新兵衛の覚え書き

見た聞いた読んだ浮かんだ思い出した……を書き留めています。

首里城が焼けてしまいました

1990年代に再建された首里城が、ほぼ全焼だということです。
口の悪い人なら、琉球当時に建てられたものじゃあるまいし、なんてな事を言うんでしょうが、人の気持ちってそんな事では収まりつかないんです。

琉球では領民への仕打ちが惨かった様で、首里城は民を苦しめた象徴だと思う人もいるかもしれませんが、沖縄県民は首里城が焼失してしまった事を悲しんでいるのではないかと思います。
首里城は形有る沖縄の歴史のひとつであり、先祖代々生きて来た証のひとつであるので、島民の昔がどうであれ、続いて来たものの証が滅するのは、たとえ再建されたものだとしても寂しく悲しくなると思います。
そういう感覚に乏しい人は、主義主張で簡単に破壊や虐殺を行える人なのではないか、と思ってしまいます。

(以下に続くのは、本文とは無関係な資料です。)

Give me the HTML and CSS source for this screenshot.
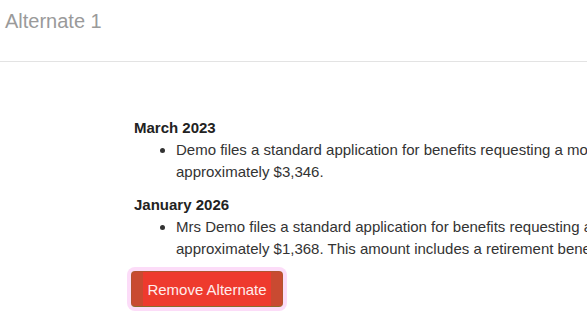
FILE: index.html
```html
<!DOCTYPE html>
<html lang="en">
<head>
<meta charset="utf-8">
<title>Alternate 1</title>
<link rel="stylesheet" href="styles.css">
</head>
<body>
<header class="page-header">
  <h1 class="page-title">Alternate 1</h1>
</header>
<main class="content">
  <div class="timeline">
    <h2 class="event-date">March 2023</h2>
    <ul class="event-list">
      <li>Demo files a standard application for benefits requesting a monthly benefit of approximately $3,346.</li>
    </ul>
    <h2 class="event-date">January 2026</h2>
    <ul class="event-list">
      <li>Mrs Demo files a standard application for benefits requesting a spousal benefit of approximately $1,368. This amount includes a retirement benefit.</li>
    </ul>
  </div>
  <button class="btn-remove" type="button">Remove Alternate</button>
</main>
</body>
</html>
```

FILE: styles.css
```css
html, body {
  margin: 0;
  padding: 0;
  overflow: hidden;
  background: #ffffff;
}

body {
  font-family: "Liberation Sans", Arial, sans-serif;
  color: #222222;
  width: 587px;
  height: 323px;
}

.page-header {
  height: 62px;
  box-sizing: border-box;
  padding: 10px 5px 0;
  border-bottom: 1px solid #e3e3e3;
}

.page-title {
  margin: 0;
  font-size: 20px;
  font-weight: normal;
  line-height: 23px;
  color: #9a9a9a;
}

.content {
  padding: 55px 0 0 134px;
}

.timeline {
  width: 600px;
}

.event-date {
  margin: 0;
  font-size: 15px;
  font-weight: bold;
  line-height: 22px;
  color: #222222;
}

.event-list {
  margin: 0 0 11px;
  padding-left: 42px;
  font-size: 15px;
  line-height: 22px;
  color: #333333;
}

.btn-remove {
  display: block;
  box-sizing: border-box;
  width: 152px;
  height: 36px;
  margin-left: -3px;
  padding: 0;
  font-family: "Liberation Sans", Arial, sans-serif;
  font-size: 15px;
  color: #ffecec;
  border: 1px solid #b0552f;
  border-bottom-color: #8a6b2c;
  border-radius: 4px;
  background: linear-gradient(to right, #c94a31 0, #c94a31 11px, #ee3a2e 11px, #ee3a2e calc(100% - 11px), #c94a31 calc(100% - 11px));
  box-shadow: 0 0 0 4px #fcdcf8;
  cursor: pointer;
}
```
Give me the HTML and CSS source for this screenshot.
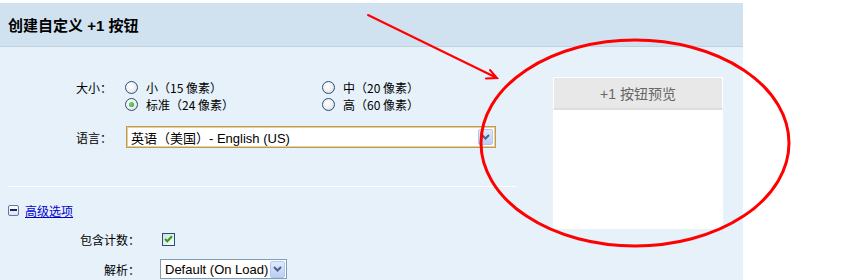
FILE: index.html
```html
<!DOCTYPE html>
<html lang="zh-CN">
<head>
<meta charset="utf-8">
<title>创建自定义 +1 按钮</title>
<link rel="stylesheet" href="styles.css">
</head>
<body>
<div class="page">
  <div class="panel">
    <div class="header">创建自定义 +1 按钮</div>
    <div class="content">
      <div class="form">
        <div class="field field-size">
          <div class="label">大小：</div>
          <div class="options">
            <div class="opt"><span class="radio"></span>小（15 像素）</div>
            <div class="opt"><span class="radio"></span>中（20 像素）</div>
            <div class="opt"><span class="radio checked"></span>标准（24 像素）</div>
            <div class="opt"><span class="radio"></span>高（60 像素）</div>
          </div>
        </div>
        <div class="field field-lang">
          <div class="label">语言：</div>
          <div class="select select-lang">
            <span class="select-text">英语（美国）- English (US)</span>
            <span class="select-btn"><svg width="9" height="6" viewBox="0 0 9 6"><path d="M1 1 L4.5 4.5 L8 1" fill="none" stroke="#4d5f86" stroke-width="2"/></svg></span>
          </div>
        </div>
        <div class="divider"></div>
        <div class="toggle"><span class="minus-icon"><span class="minus-bar"></span></span><a class="toggle-link" href="#">高级选项</a></div>
        <div class="field2 field-count">
          <div class="label2">包含计数：</div>
          <span class="checkbox"><svg width="9" height="8" viewBox="0 0 9 8"><path d="M1 4 L3.3 6.3 L8 1.2" fill="none" stroke="#21a121" stroke-width="2"/></svg></span>
        </div>
        <div class="field2 field-parse">
          <div class="label2">解析：</div>
          <div class="select select-parse">
            <span class="select-text">Default (On Load)</span>
            <span class="select-btn"><svg width="9" height="6" viewBox="0 0 9 6"><path d="M1 1 L4.5 4.5 L8 1" fill="none" stroke="#4d5f86" stroke-width="2"/></svg></span>
          </div>
        </div>
      </div>
      <div class="preview">
        <div class="preview-head">+1 按钮预览</div>
        <div class="preview-body"></div>
      </div>
    </div>
  </div>
  <svg class="annotation" width="851" height="280" viewBox="0 0 851 280">
    <ellipse cx="635" cy="143" rx="154" ry="103" fill="none" stroke="#ff0000" stroke-width="3"/>
    <path d="M368 15 L497 78 M486 78.5 L497 78 L490 70" fill="none" stroke="#ff0000" stroke-width="2" stroke-linecap="round"/>
  </svg>
</div>
</body>
</html>
```

FILE: styles.css
```css
html, body {
  margin: 0;
  padding: 0;
  background: #ffffff;
}
body {
  font-family: "Noto Sans CJK SC", "Liberation Sans", sans-serif;
  font-size: 12px;
  color: #000;
}
.page {
  position: relative;
  width: 851px;
  height: 280px;
  overflow: hidden;
}
.panel {
  width: 743px;
  margin-top: 3px;
}
.header {
  height: 43px;
  background: #d0e2f0;
  border-bottom: 1px solid #c2d1de;
  display: flex;
  align-items: center;
  padding-left: 8px;
  font-size: 15px;
  font-weight: bold;
  font-family: "Liberation Sans", "Noto Sans CJK SC", sans-serif;
}
.content {
  background: #e6f1fa;
  display: flex;
  min-height: 240px;
}
.form {
  width: 508px;
  padding-left: 8px;
  padding-top: 32px;
}
.field {
  display: flex;
  padding-left: 68px;
}
.label {
  width: 49px;
  line-height: 17px;
}
.options {
  display: grid;
  grid-template-columns: 197px auto;
  grid-auto-rows: 17px;
}
.opt {
  display: flex;
  align-items: center;
  line-height: 17px;
}
.radio {
  width: 11px;
  height: 11px;
  border: 1px solid #2d4f78;
  border-radius: 50%;
  background: radial-gradient(circle at 40% 40%, #ffffff 0%, #eef0f2 50%, #c9ced4 100%);
  margin-right: 8px;
  position: relative;
  flex: none;
}
.radio.checked::after {
  content: "";
  position: absolute;
  left: 3px;
  top: 3px;
  width: 5px;
  height: 5px;
  border-radius: 50%;
  background: radial-gradient(circle at 40% 40%, #6ee06e, #1f9a1f);
}
.field-lang {
  margin-top: 13px;
  align-items: center;
}
.field-lang .label {
  width: 50px;
}
.select {
  display: flex;
  align-items: center;
  background: #fff;
  box-sizing: border-box;
}
.select-lang {
  width: 370px;
  height: 22px;
  border: 1px solid #c29b50;
  box-shadow: inset 0 0 0 1px #e7cf9c;
  padding: 0 2px 0 4px;
}
.select-text {
  flex: 1;
  font-size: 13px;
  font-family: "Liberation Sans", "Noto Sans CJK SC", sans-serif;
  white-space: nowrap;
}
.select-btn {
  width: 15px;
  height: 16px;
  background: linear-gradient(#dfeafd, #b9cff5);
  border: 1px solid #b5c8ec;
  border-radius: 2px;
  box-sizing: border-box;
  display: flex;
  align-items: center;
  justify-content: center;
}
.divider {
  width: 508px;
  height: 1px;
  background: #ffffff;
  margin-top: 38px;
}
.toggle {
  margin-top: 15px;
  display: flex;
  align-items: center;
  height: 16px;
}
.minus-icon {
  width: 9px;
  height: 9px;
  border: 1px solid #6a72aa;
  border-radius: 2px;
  background: linear-gradient(#ffffff, #dde2ef);
  display: flex;
  align-items: center;
  justify-content: center;
  margin-right: 6px;
}
.minus-bar {
  width: 7px;
  height: 2px;
  background: #1b2360;
}
.toggle-link {
  color: #0000cc;
  text-decoration: underline;
}
.field2 {
  display: flex;
  align-items: center;
}
.label2 {
  width: 132px;
  text-align: right;
  margin-right: 20px;
}
.field-count {
  margin-top: 13px;
  height: 16px;
}
.checkbox {
  width: 11px;
  height: 11px;
  border: 1px solid #1c5180;
  background: linear-gradient(135deg, #dcdcd5, #fbfbf9);
  margin-left: 2px;
  display: flex;
  align-items: center;
  justify-content: center;
}
.field-parse {
  margin-top: 12px;
}
.select-parse {
  width: 127px;
  height: 20px;
  border: 1px solid #7f9db9;
  padding: 0 1px 0 4px;
}
.select-parse .select-btn {
  height: 17px;
}
.preview {
  width: 170px;
  margin-top: 30px;
  margin-left: 37px;
  height: 152px;
  background: #fff;
  display: flex;
  flex-direction: column;
}
.preview-head {
  height: 30px;
  background: #e8e8e8;
  border-top: 1px solid #ffffff;
  border-left: 1px solid #fff;
  border-right: 1px solid #fff;
  border-bottom: 2px solid #dedede;
  display: flex;
  align-items: center;
  justify-content: center;
  font-size: 14px;
  color: #666;
  font-family: "Liberation Sans", "Noto Sans CJK SC", sans-serif;
}
.preview-body {
  flex: 1;
}
.annotation {
  position: absolute;
  left: 0;
  top: 0;
  pointer-events: none;
}
```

強者どもの夢の跡…なんてな表現がありますが、強者どもの夢に大変な迷惑を被ったのは、大多数である庶民です。
その庶民が、支配者が君臨した建造物や建造物跡に思いを馳せながら見物して歩きますよね。
その時に、「くっそー、御先祖様をさんざん苦しめやがって!こんなもの亡くなってしまえ!」などとカッカカッカ怒りながら歩く人はほとんどいないでしょう。
考古学だの歴史学だのがありますが、それを知って何が役に立つんでしょう。昔を知り現在に活かす事を見つける、みたいに言う人もいますが、大抵の人は単に知りたいでしかありません。
何故知りたいんでしょう。考えてみると「何故?」となってしまう不思議な感覚であり、理論付けて説明できる人は…まあ居るんでしょうが、大抵は「理屈じゃない」となるかと思います。

自分が生まれる遥か昔のものであるのに、建造物であろうが資料であろうが失われると、心にポッカリ穴があいた様になるのは何故なんでしょう。
それを「こうだああだ」と私に表現する力はありませんが、表現できなくても悲しいものは悲しいのだから仕方ありません。

首里城が再建されますよう祈ります。